At this years eDIT 8 Filmmaker's Festival in Frankfurt, Germany, Phil Tippett was:

"highlighted with the awarding of eDIT’s highest honor: Festival Honors, which where bestowed this year on animation pioneer Phil Tippett and distinguished actor Armin Mueller Stahl. Festival Honors were presented at a gala celebration on the evening of opening day. Attendees received a red carpet welcome and champagne reception during which opening remarks were made by aforementioned minister oaf arts and science Udo Corts."

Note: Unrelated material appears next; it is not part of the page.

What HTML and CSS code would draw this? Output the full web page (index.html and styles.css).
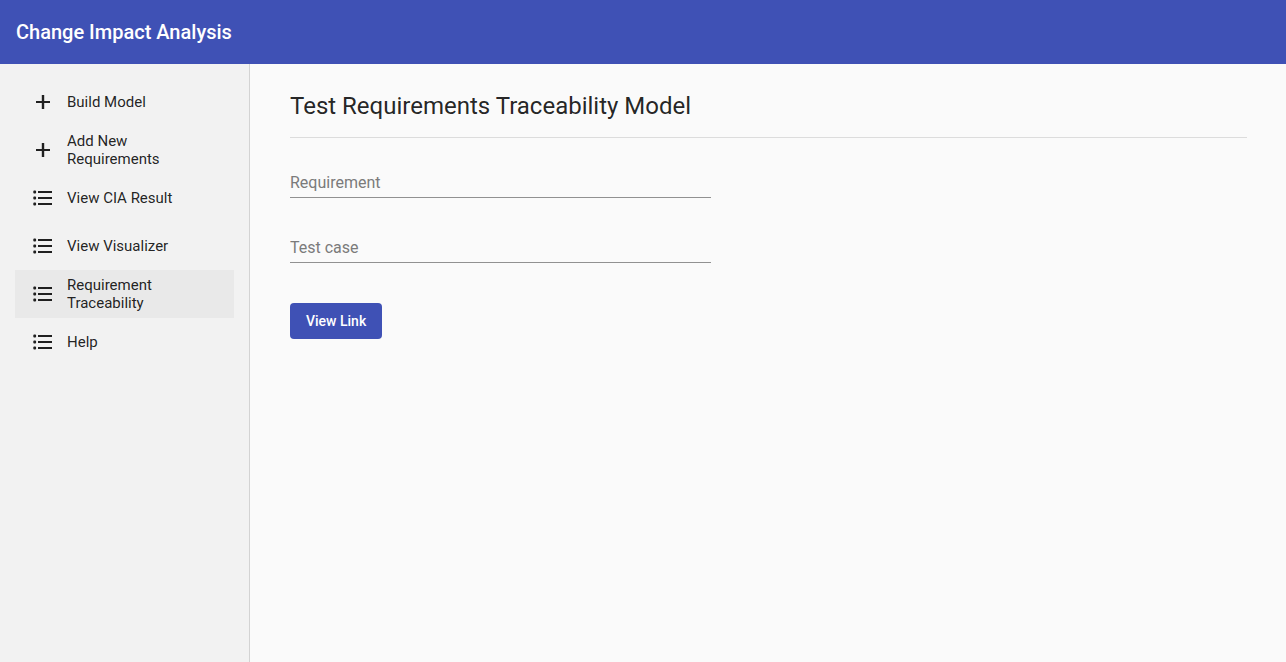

See Also: Questions to Phil Tippett - Festival Honors

Good Stuff.

'He is currently developing several new directing projects, and Tippett Studio remains busy.'

Festival Honors

Attendees then moved into the theater, where the ceremony began with a welcome from Prime Minister Koch, followed by a choreography by Germany’s William Foresythe.

Then Festival Honors were bestowed on Phil Tippett, the award-winning visual effects supervisor, animation pioneer, director and founder of Tippett Studio, which produces animation and visual effects for feature and commercial projects. Tippett has earned two Academy Awards — for the visual effects on Return of the Jedi and Jurassic Park — and two Emmys during a career that has spanned more than 25 years. The audience was taken through a recap of Tippett’s career through a series of clips of his work, including The Empire Strikes Back, Return of the Jedi, Robocop, Jurassic Park and Starship Troopers.

Tippett’s direction began at the age of seven when he first watched visual effects legend Ray Harryhausen’s stop motion classic, The Seventh Voyage of Sinbad.

In a truly emotional moment during the Festival Honors presentation, Harryhausen appeared in a surprise video clip during which he congratulated Tippett on receiving Festival Honors. The clip concluded with one of the memorable stop motion skeletons that battled in Harryhausen’s Sinbad and Jason and the Argonauts, who also “offered congratulations,” generating cheers from the packed theater.
A surprised Tippett was visibly moved to get this message from his mentor. In accepting the award, he simply said, “It was Ray whose Seventh Voyage of Sinbad sent me on this life in cinema nearly 50 years ago, on the way to receiving this great honor.” (Afterwards, Tippett said the message from Harryhausen was “the pinnacle… for me it was going to the full route, it was really moving.”)

As part of their recognition, Tippett and Mueller-Stahl each received a place of honor on the Wall of Fame, a permanent installation in the foyer of the German Film Museum in Frankfurt, which represents the Festival Honors awarded annually by eDIT. This marks the first time that an animator and actor have been honored. In the display, they join previous prizewinners director Peter Greenaway, the cinematographers Michael Ballhaus, ASC and Vilmos Zsigmond, ASC; visual effects supervisor Dennis Muren, ASC; editor Tom Rolf, ACE; production designer Dante Ferretti and legendary filmmaker Stanley Kubrick.

The actual display features items donated by the awardees as symbolic of their work, which are exhibited in glass cases on concrete columns. The two new columns were unveiled at the museum in conjunction with the eDIT Festival.

Later, a special eDIT session featured Tippett in a conversation with a fellow Academy Award winner, Chris Landreth, who was honored with an Oscar earlier this year for the animated short Ryan.

During this session, Landreth walked the famed animator through his inspirations, career highlights and screening of Tippett’s film work, as well as those of his inspirations, such as the aforementioned Sinbad. Landreth emphasized Tippett’s unique role in vfx’s history, through his “survivability from stop motion to digital.”
Discussion included Tippett’s start at George Lucas’s ILM, where he developed the animation technique known as Go-Motion in 1982 and earned his first Academy Award nomination for Dragonslayer. In 1983, he began work on The Return of the Jedi, for which he received his first Oscar.

Tippett Studio was founded in 1984 when Tippett left ILM to create a 10-minute experimental film called Prehistoric Beast. The realism of the dinosaurs led to his work on the 1985 CBS animated documentary Dinosaur!, for which Tippett Studio won its first Emmy.

Tippett explained that based on his dinosaur experience, he was contacted by Steven Spielberg in 1991 and asked to supervise the dinosaur animation for Jurassic Park. It was this project that was responsible for Tippett Studio’s transition from stop-motion to computer-generated animation and for which Tippett earned his second Oscar.

More recently, the animator took an interest in directing. A few years ago, he partnered with longtime associate, writer Ed Neumeier (with whom he worked on Starship Troopers and Robocop); the two wrote the story for Starship Troopers 2: Hero of the Federation, which Tippett directed. He is currently developing several new directing projects, and Tippett Studio remains busy.

Looking ahead, Tippett said he believes that “visual effects will just fall into the nomenclature of filmmaking.” And when asked about techniques he will use going forward, he said that he expects to be working in an all-digital realm, although he would return to stop motion “if it was appropriate in the context of a film.”